Der erste Kreativ-Schub ist vorüber. Die Autoren reden noch ein wenig über den Choleriker, über Fahrstile und Autogeräusche, die Heiko Seidel, Mitglied des Kom­(m)ödchen-Ensembles, sicher liebend gern einbauen würde. Weiter ins Detail gehen die beiden nicht. Die Szene ist geboren, die Kulisse steht, die Figuren sind gefunden – doch was sie genau sprechen werden, entscheidet nur noch einer der Autoren. „Schreiben kann man nicht zusammen“, sagt Maier-Bode, „jeder hat die Figur ja ein bisschen anders im Kopf, wenn man sich darüber beim Schreiben einigen müsste, wäre die Szene schon kaputt.“ Jacobs nickt. „Bei Figuren darf man keine Kompromisse machen“, sagt er, „wir sind beide uneitel genug, eine gemeinsame Idee dann nur einem von uns zu überlassen.“

Natürlich funktioniert das auch, weil die Autoren einander schon lange kennen. Im Kom(m)ödchen haben sie einander vor mehr als 20 Jahren kennen gelernt – bei einem Programm zu 50 Jahren NRW. Beide sind Rheinländer: Maier-Bode stammt aus Neuss, Jacobs aus Mönchengladbach. Beide haben schon als Schüler geschrieben. Dietmar Jacobs verfasste sein erstes Stück über drei Polizisten und eine neue Uniform mit elf, Maier-Bodes erstes Werk handelte von einem löchrigen Eimer, und er war zehn, als er damit auftrat. Heute ist Dietmar Jacobs einer der gefragtesten Kabarettautoren der Republik. Er hat für Leute wie Didi Hallervorden und Jochen Busse geschrieben, für seine Mitarbeit an der Serie „Stromberg“ bekam er einen Grimme-Preis, heute schreibt er regelmäßig etwa für Sendungen wie „Extra3“ und die „ZDF heute-Show“. Maier-Bode ist festes Mitglied des Kom(m)ödchen-Ensembles, ist also nicht nur Autor, sondern steht auch auf der Bühne. Geballter Humor.

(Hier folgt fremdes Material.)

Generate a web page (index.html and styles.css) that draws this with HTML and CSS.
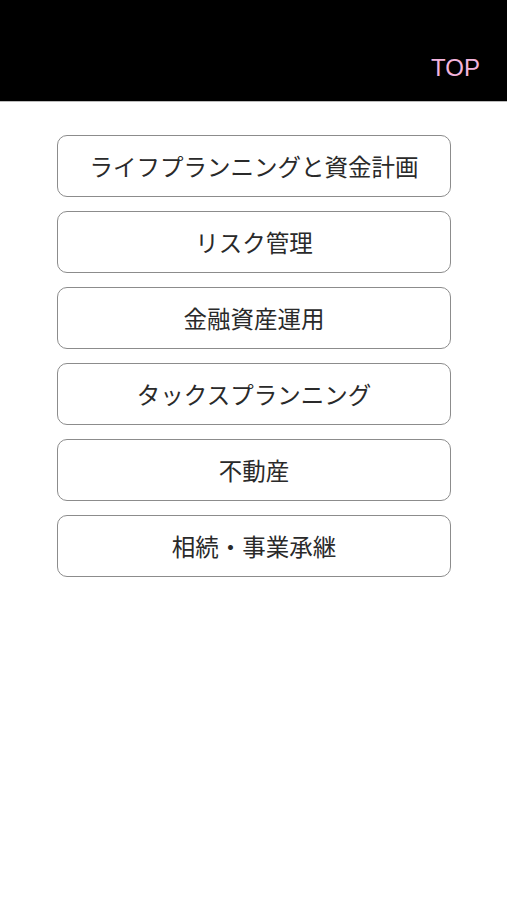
FILE: index.html
```html
<!DOCTYPE html>
<html lang="ja">
<head>
    <meta charset="UTF-8">
    <meta name="viewport" content="width=device-width, initial-scale=1.0">
    <title>TOP</title>
    <link rel="stylesheet" href="styles.css">
</head>
<body>
    <header class="top-bar">
        <span class="top-title">TOP</span>
    </header>
    <main class="menu">
        <a class="menu-item" href="#">ライフプランニングと資金計画</a>
        <a class="menu-item" href="#">リスク管理</a>
        <a class="menu-item" href="#">金融資産運用</a>
        <a class="menu-item" href="#">タックスプランニング</a>
        <a class="menu-item" href="#">不動産</a>
        <a class="menu-item" href="#">相続・事業承継</a>
    </main>
</body>
</html>
```

FILE: styles.css
```css
body {
    margin: 0;
    padding: 0;
    background-color: #fff;
    font-family: "Noto Sans CJK JP", "Noto Sans", sans-serif;
}
.top-bar {
    height: 102px;
    background-color: #000;
    border-bottom: 1px solid #bbb;
    display: flex;
    align-items: center;
    justify-content: flex-end;
    padding-right: 27px;
    box-sizing: border-box;
}
.top-title {
    color: #f2b3dc;
    font-family: "Liberation Sans", Arial, sans-serif;
    font-size: 24px;
    margin-top: 34px;
}
.menu {
    display: flex;
    flex-direction: column;
    gap: 14px;
    padding: 33px 56px 0 57px;
}
.menu-item {
    height: 62px;
    box-sizing: border-box;
    border: 1.5px solid #8c8c8c;
    border-radius: 10px;
    display: flex;
    align-items: center;
    justify-content: center;
    color: #2a2a2a;
    font-size: 23.5px;
    text-decoration: none;
}
```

 Martin Maier-Bode (l.) und Dietmar Jacobs sprechen über eine Idee.

Martin Maier-Bode (l.) und Dietmar Jacobs sprechen über eine Idee.

Foto: nein/Bretz
  Jetzt gibt’s was zu lachen: die Pointe ist gefunden.

 Jetzt gibt’s was zu lachen: die Pointe ist gefunden.

Foto: nein/Bretz

Doch weil Lustigsein ernste Arbeit ist, machen die beiden jetzt weiter, schieben „Quickie“-Zettel hin und her, um die Dramaturgie des Abends zu entwerfen. Als nächste ist das „Thunberg Tuning“ an der Reihe. Aber davon mehr – im Theater.